## [What to work on]
Collect all lines from the listing that include the string "React".

## [Collected data]

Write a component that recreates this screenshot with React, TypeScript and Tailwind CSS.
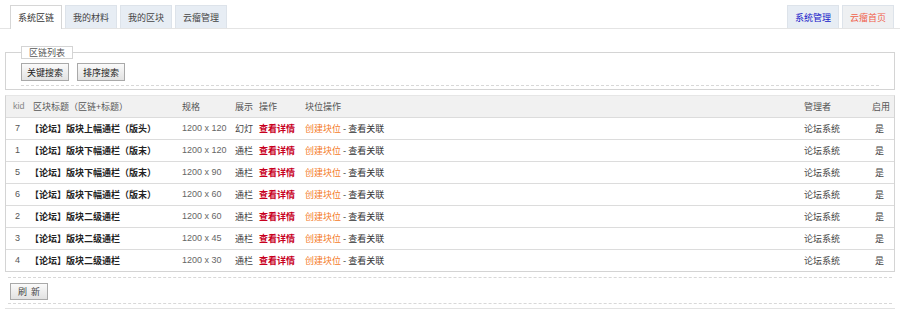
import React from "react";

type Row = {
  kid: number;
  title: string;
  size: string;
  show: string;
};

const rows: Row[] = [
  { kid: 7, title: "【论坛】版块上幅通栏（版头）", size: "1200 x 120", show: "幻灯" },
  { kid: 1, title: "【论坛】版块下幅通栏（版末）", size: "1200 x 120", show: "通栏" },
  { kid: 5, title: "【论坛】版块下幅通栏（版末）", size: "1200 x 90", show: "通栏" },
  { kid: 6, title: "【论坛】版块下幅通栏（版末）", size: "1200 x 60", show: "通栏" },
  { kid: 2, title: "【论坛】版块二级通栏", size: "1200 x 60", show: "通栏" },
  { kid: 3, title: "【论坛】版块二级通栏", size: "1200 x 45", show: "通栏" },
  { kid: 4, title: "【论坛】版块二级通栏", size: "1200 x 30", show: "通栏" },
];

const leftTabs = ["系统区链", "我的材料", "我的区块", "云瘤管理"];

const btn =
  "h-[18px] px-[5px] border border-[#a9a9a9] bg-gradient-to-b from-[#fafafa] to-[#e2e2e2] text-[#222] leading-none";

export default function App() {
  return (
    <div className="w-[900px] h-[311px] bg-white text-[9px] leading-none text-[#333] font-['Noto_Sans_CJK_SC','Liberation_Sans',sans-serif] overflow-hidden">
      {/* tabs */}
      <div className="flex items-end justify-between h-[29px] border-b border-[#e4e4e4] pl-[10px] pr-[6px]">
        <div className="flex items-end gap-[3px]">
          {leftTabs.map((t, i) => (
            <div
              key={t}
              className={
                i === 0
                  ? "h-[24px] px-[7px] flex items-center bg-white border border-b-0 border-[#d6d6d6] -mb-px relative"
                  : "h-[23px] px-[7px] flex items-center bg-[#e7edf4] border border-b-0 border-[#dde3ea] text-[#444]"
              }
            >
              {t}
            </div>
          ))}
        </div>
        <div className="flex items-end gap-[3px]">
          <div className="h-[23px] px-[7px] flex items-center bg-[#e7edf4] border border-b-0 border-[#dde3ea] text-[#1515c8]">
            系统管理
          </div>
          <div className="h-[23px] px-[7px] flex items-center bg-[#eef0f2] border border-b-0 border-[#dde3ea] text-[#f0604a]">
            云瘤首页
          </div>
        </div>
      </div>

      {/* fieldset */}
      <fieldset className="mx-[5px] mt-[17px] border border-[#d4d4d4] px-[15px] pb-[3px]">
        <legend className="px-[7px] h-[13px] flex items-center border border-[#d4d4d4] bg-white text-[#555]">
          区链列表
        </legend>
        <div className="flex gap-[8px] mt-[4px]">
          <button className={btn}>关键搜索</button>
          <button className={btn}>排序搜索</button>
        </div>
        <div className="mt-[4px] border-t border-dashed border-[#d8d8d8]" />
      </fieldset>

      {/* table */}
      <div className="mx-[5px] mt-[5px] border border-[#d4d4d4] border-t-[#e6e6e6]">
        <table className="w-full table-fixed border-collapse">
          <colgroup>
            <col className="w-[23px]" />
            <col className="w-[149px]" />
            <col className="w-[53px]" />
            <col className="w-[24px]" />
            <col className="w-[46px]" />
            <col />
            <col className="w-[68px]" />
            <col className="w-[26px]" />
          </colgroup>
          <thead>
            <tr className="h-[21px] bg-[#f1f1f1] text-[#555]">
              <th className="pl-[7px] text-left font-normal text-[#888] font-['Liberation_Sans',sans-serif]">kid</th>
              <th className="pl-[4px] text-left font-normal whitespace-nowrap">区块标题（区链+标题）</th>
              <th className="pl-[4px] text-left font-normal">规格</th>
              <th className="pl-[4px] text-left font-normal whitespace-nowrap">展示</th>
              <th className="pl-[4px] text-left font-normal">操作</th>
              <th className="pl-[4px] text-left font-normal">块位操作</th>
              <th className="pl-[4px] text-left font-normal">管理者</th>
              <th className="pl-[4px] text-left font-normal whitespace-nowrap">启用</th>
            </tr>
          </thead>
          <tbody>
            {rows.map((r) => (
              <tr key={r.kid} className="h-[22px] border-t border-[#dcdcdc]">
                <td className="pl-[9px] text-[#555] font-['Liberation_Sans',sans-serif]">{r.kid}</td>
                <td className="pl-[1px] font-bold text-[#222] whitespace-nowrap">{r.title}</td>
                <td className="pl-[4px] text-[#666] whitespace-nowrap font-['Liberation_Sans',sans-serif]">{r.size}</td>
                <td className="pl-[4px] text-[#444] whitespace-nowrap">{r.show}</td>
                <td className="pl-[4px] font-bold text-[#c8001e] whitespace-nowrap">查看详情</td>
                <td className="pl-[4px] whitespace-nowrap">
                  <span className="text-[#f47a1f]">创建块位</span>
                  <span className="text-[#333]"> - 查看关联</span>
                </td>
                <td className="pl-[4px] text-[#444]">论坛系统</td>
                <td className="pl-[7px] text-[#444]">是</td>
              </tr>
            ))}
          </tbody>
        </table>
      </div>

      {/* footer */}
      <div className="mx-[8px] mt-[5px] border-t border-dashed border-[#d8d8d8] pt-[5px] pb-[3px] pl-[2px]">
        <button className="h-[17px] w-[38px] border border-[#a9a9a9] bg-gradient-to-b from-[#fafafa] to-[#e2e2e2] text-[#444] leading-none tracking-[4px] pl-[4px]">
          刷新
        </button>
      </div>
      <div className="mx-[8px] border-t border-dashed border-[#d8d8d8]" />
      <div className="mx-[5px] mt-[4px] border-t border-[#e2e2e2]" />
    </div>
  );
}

## [Result]
Write a component that recreates this screenshot with React, TypeScript and Tailwind CSS.
import React from "react";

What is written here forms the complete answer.